NTA claims it received its first information about alleged malpractice on May 7 — four days after the exam was conducted. Those inputs were passed on to central agencies the very next day. Arrests followed. And eventually, the decision was made that there was no saving the integrity of this exam cycle.
As the agency put it: “The present examination process could not be allowed to stand.”
What NTA Has Confirmed for Students
If you appeared for NEET on May 3, here’s what the official announcement means for you:
• The May 3 exam is cancelled in its entirety
• A re-examination will take place on new dates — yet to be announced
• The re-examination will require new admit cards which will be distributed before the test
• You do NOT need to register again — your application stays valid
• The re-exam will not require any additional payment from students
• Whatever fee you already paid will be refunded
• Your exam centre preferences and all other details carry forward as-is
In short — you don’t have to do anything right now except wait for the new dates.
CBI Has Been Brought In
This isn’t being treated as a routine administrative matter. The Government of India has handed the case to the Central Bureau of Investigation for a thorough inquiry. NTA says it will hand over all records, materials, and technical data that the CBI needs.
That involvement alone tells you how serious the government considers this breach to be.
To Every Student Reading This
There’s no way to sugarcoat it. You prepared. You showed up. You wrote the exam. And now you’re being asked to do it all over again because adults whose job was to protect this process failed at it.

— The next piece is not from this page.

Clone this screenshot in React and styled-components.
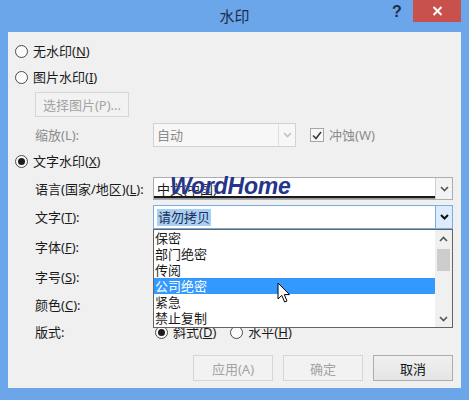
import React from 'react';
import styled, { createGlobalStyle } from 'styled-components';

const Global = createGlobalStyle`
  html, body { margin: 0; padding: 0; width: 469px; height: 400px; overflow: hidden; background: #6ba6ea; }
  body {
    font-family: "Noto Sans", "Noto Sans CJK SC", sans-serif;
    font-size: 13px;
    color: #1a1a1a;
    text-autospace: no-autospace;
    text-spacing-trim: space-all;
  }
  #root { width: 469px; height: 400px; }
`;

const Window = styled.div`
  width: 469px;
  height: 400px;
  background: #6ba6ea;
  display: flex;
  flex-direction: column;
  position: relative;
`;

const TitleBar = styled.div`
  height: 32px;
  flex: none;
  position: relative;
  display: flex;
  align-items: center;
  justify-content: center;
`;

const Title = styled.div`
  font-size: 15px;
  line-height: 20px;
  color: #1c2d4c;
`;

const Help = styled.div`
  position: absolute;
  left: 392px;
  top: 3px;
  font-family: "Liberation Sans", sans-serif;
  font-weight: bold;
  font-size: 16px;
  line-height: 18px;
  color: #1c2d4c;
`;

const Close = styled.div`
  position: absolute;
  right: 8px;
  top: 0;
  width: 48px;
  height: 22px;
  background: #c9514b;
  display: flex;
  align-items: center;
  justify-content: center;
`;

const Panel = styled.div`
  margin: 0 8px;
  height: 356px;
  background: #f0f0f0;
  display: flex;
  flex-direction: column;
  padding-left: 7px;
  box-sizing: border-box;
  position: relative;
`;

const Row = styled.div`
  display: flex;
  align-items: center;
  flex: none;
  height: ${p => p.$h || 22}px;
  margin-top: ${p => p.$mt || 0}px;
  padding-left: ${p => (p.$indent ? 20 : 0)}px;
  line-height: 16px;
  position: relative;
  z-index: ${p => p.$z || 'auto'};
`;

const RadioDot = styled.span`
  width: 11px;
  height: 11px;
  border: 1px solid #4a4a4a;
  border-radius: 50%;
  background: #fbfbfb;
  display: inline-flex;
  align-items: center;
  justify-content: center;
  flex: none;
  &::after {
    content: '';
    width: 7px;
    height: 7px;
    border-radius: 50%;
    background: #1c1c1c;
    display: ${p => (p.$on ? 'block' : 'none')};
  }
`;

const Choice = styled.label`
  display: inline-flex;
  align-items: center;
  gap: 5px;
  margin-left: ${p => p.$ml || 0}px;
  color: ${p => (p.$disabled ? '#8c8c8c' : '#1a1a1a')};
  white-space: nowrap;
`;

const ChoiceText = styled.span`
  white-space: nowrap;
`;

const Label = styled.div`
  width: 118px;
  flex: none;
  color: ${p => (p.$disabled ? '#8c8c8c' : '#1a1a1a')};
  white-space: nowrap;
`;

const PlainButton = styled.div`
  width: ${p => p.$w || 80}px;
  height: ${p => p.$h || 26}px;
  box-sizing: border-box;
  border: 1px solid ${p => (p.$disabled ? '#d6d6d6' : '#acacac')};
  background: ${p => (p.$disabled ? '#f2f2f2' : 'linear-gradient(#f0f0f0, #e5e5e5)')};
  color: ${p => (p.$disabled ? '#a3a3a3' : '#111')};
  display: flex;
  align-items: center;
  justify-content: center;
  white-space: nowrap;
`;

const Combo = styled.div`
  width: ${p => p.$w}px;
  height: ${p => p.$h || 24}px;
  box-sizing: border-box;
  border: 1px solid ${p => p.$border || '#abadb3'};
  background: ${p => p.$bg || '#fff'};
  display: flex;
  align-items: stretch;
  position: relative;
`;

const ComboText = styled.div`
  flex: 1;
  display: flex;
  align-items: center;
  padding-left: 3px;
  color: ${p => p.$color || '#1a1a1a'};
  overflow: hidden;
  white-space: nowrap;
`;

const Selected = styled.span`
  background: #a9cff2;
  color: #1c2f5a;
  padding: 0 1px;
  line-height: 17px;
`;

const ArrowBtn = styled.div`
  width: 17px;
  flex: none;
  display: flex;
  align-items: center;
  justify-content: center;
  box-sizing: border-box;
  border-left: 1px solid ${p => p.$border || 'transparent'};
  background: ${p => p.$bg || 'transparent'};
`;

const Check = styled.span`
  width: 12px;
  height: 12px;
  border: 1px solid #a6a6a6;
  background: #f7f7f7;
  display: inline-flex;
  align-items: center;
  justify-content: center;
  flex: none;
`;

const Watermark = styled.div`
  position: absolute;
  left: 16px;
  top: -6px;
  font-family: "Liberation Sans", sans-serif;
  font-weight: bold;
  font-style: italic;
  font-size: 23px;
  line-height: 28px;
  color: #24358a;
  letter-spacing: -0.2px;
  text-shadow: 0 0 1px #fff;
  pointer-events: none;
`;

const Rule = styled.div`
  position: absolute;
  left: 0;
  width: 281px;
  top: ${p => p.$top}px;
  height: ${p => p.$h}px;
  background: ${p => p.$c};
`;

const List = styled.div`
  position: absolute;
  left: -1px;
  top: 23px;
  width: 300px;
  height: 99px;
  box-sizing: border-box;
  border: 1px solid #646464;
  background: #fff;
  z-index: 5;
  display: flex;
`;

const Items = styled.div`
  flex: 1;
  display: flex;
  flex-direction: column;
`;

const Item = styled.div`
  height: 16px;
  line-height: 16px;
  padding-left: 1px;
  background: ${p => (p.$active ? '#3399ff' : 'transparent')};
  color: ${p => (p.$active ? '#fff' : '#1a1a1a')};
  white-space: nowrap;
`;

const ScrollBar = styled.div`
  width: 17px;
  flex: none;
  background: #f0f0f0;
  display: flex;
  flex-direction: column;
  align-items: center;
`;

const ScrollArrow = styled.div`
  height: 17px;
  width: 17px;
  display: flex;
  align-items: center;
  justify-content: center;
  flex: none;
`;

const Thumb = styled.div`
  width: 13px;
  height: 22px;
  background: #cdcdcd;
  margin-top: 2px;
`;

const ScrollFill = styled.div`
  flex: 1;
`;

const Footer = styled.div`
  display: flex;
  justify-content: flex-end;
  gap: 10px;
  padding-right: 8px;
  margin-top: 12px;
`;

const Cursor = styled.svg`
  position: absolute;
  left: 277px;
  top: 282px;
  z-index: 10;
`;

const U = styled.u`
  text-underline-offset: 1px;
`;

const Chevron = ({ dir = 'down', color = '#333', w = 1.6 }) => (
  <svg width="9" height="6" viewBox="0 0 9 6">
    <path
      d={dir === 'down' ? 'M1 1 L4.5 4.5 L8 1' : 'M1 5 L4.5 1.5 L8 5'}
      fill="none"
      stroke={color}
      strokeWidth={w}
    />
  </svg>
);

const Mn = ({ pre, k, post = ')' }) => (
  <ChoiceText>
    {pre}(<U>{k}</U>{post}
  </ChoiceText>
);

export default function App() {
  const items = ['保密', '部门绝密', '传阅', '公司绝密', '紧急', '禁止复制'];
  return (
    <>
      <Global />
      <Window>
        <TitleBar>
          <Title>水印</Title>
          <Help>?</Help>
          <Close>
            <svg width="11" height="10" viewBox="0 0 11 10">
              <path d="M1.5 1 L9.5 9 M9.5 1 L1.5 9" stroke="#fff" strokeWidth="2" />
            </svg>
          </Close>
        </TitleBar>
        <Panel>
          <Row $mt={8}>
            <Choice><RadioDot /><Mn pre="无水印" k="N" /></Choice>
          </Row>
          <Row $mt={4}>
            <Choice><RadioDot /><Mn pre="图片水印" k="I" /></Choice>
          </Row>
          <Row $mt={4} $h={25} $indent>
            <PlainButton $w={94} $h={25} $disabled>选择图片(P)...</PlainButton>
          </Row>
          <Row $mt={6} $h={24} $indent>
            <Label $disabled>缩放(L):</Label>
            <Combo $w={143} $border="#d2d2d2" $bg="#f7f7f7">
              <ComboText $color="#8c8c8c">自动</ComboText>
              <ArrowBtn $border="#e0e0e0">
                <Chevron color="#c2c2c2" />
              </ArrowBtn>
            </Combo>
            <Choice $ml={14} $disabled>
              <Check>
                <svg width="10" height="9" viewBox="0 0 10 9">
                  <path d="M1 4.5 L4 7.5 L9 1" fill="none" stroke="#3a3a3a" strokeWidth="1.6" />
                </svg>
              </Check>
              冲蚀(W)
            </Choice>
          </Row>
          <Row $mt={3}>
            <Choice><RadioDot $on /><Mn pre="文字水印" k="X" /></Choice>
          </Row>
          <Row $mt={5} $h={23} $indent>
            <Label><Mn pre="语言(国家/地区)" k="L" post="):" /></Label>
            <Combo $w={300} $h={23}>
              <ComboText>中文(中国)</ComboText>
              <Rule $top={18} $h={2} $c="#1a1a1a" />
              <Rule $top={20} $h={1} $c="#9a9a9a" />
              <Watermark>WordHome</Watermark>
              <ArrowBtn $border="#d0d0d0" $bg="#f3f3f3">
                <Chevron color="#555" />
              </ArrowBtn>
            </Combo>
          </Row>
          <Row $mt={5} $h={24} $indent $z={5}>
            <Label><Mn pre="文字" k="T" post="):" /></Label>
            <Combo $w={300} $border="#7aaee3">
              <ComboText><Selected>请勿拷贝</Selected></ComboText>
              <ArrowBtn $border="#7aaee3" $bg="#dcecfc">
                <Chevron color="#111" w={2} />
              </ArrowBtn>
              <List>
                <Items>
                  {items.map(t => (
                    <Item key={t} $active={t === '公司绝密'}>{t}</Item>
                  ))}
                </Items>
                <ScrollBar>
                  <ScrollArrow><Chevron dir="up" color="#555" /></ScrollArrow>
                  <Thumb />
                  <ScrollFill />
                  <ScrollArrow><Chevron color="#555" /></ScrollArrow>
                </ScrollBar>
              </List>
            </Combo>
          </Row>
          <Row $mt={7} $indent>
            <Label><Mn pre="字体" k="F" post="):" /></Label>
          </Row>
          <Row $mt={8} $indent>
            <Label><Mn pre="字号" k="S" post="):" /></Label>
          </Row>
          <Row $mt={6} $indent>
            <Label><Mn pre="颜色" k="C" post="):" /></Label>
          </Row>
          <Row $mt={5} $indent>
            <Label>版式:</Label>
            <Choice $ml={2}><RadioDot $on /><Mn pre="斜式" k="D" /></Choice>
            <Choice $ml={14}><RadioDot /><Mn pre="水平" k="H" /></Choice>
          </Row>
          <Footer>
            <PlainButton $disabled>应用(A)</PlainButton>
            <PlainButton $disabled>确定</PlainButton>
            <PlainButton>取消</PlainButton>
          </Footer>
        </Panel>
        <Cursor width="14" height="22" viewBox="0 0 14 22">
          <path
            d="M1 1 L1 17 L4.8 13.4 L7.6 20 L10 19 L7.3 12.6 L12.5 12.6 Z"
            fill="#fff"
            stroke="#000"
            strokeWidth="1"
            strokeLinejoin="round"
          />
        </Cursor>
      </Window>
    </>
  );
}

NTA did acknowledge this directly — saying it understands the stress and emotional burden this creates for lakhs of genuine aspirants. It also made a point of stating clearly that the honesty of the vast majority of students was never in question. The fault lies with whoever compromised the system, not with those who sat down and gave it their best.
Cold comfort, maybe. But it’s not nothing.
What You Should Do Right Now
• Stay off the rumour mill — WhatsApp forwards and Twitter threads are full of misinformation right now
• Do not re-register or pay any new fees — your original registration is completely intact
• Keep checking NTA’s official website for date announcements
• If you have questions, contact NTA directly: neet-ug@nta.ac.in | 011-40759000 | 011-69227700
The re-exam dates haven’t dropped yet. When they do, you’ll have what you need — the knowledge, the prep, and the reason to go harder this time. The system let you down. Don’t let that stop you.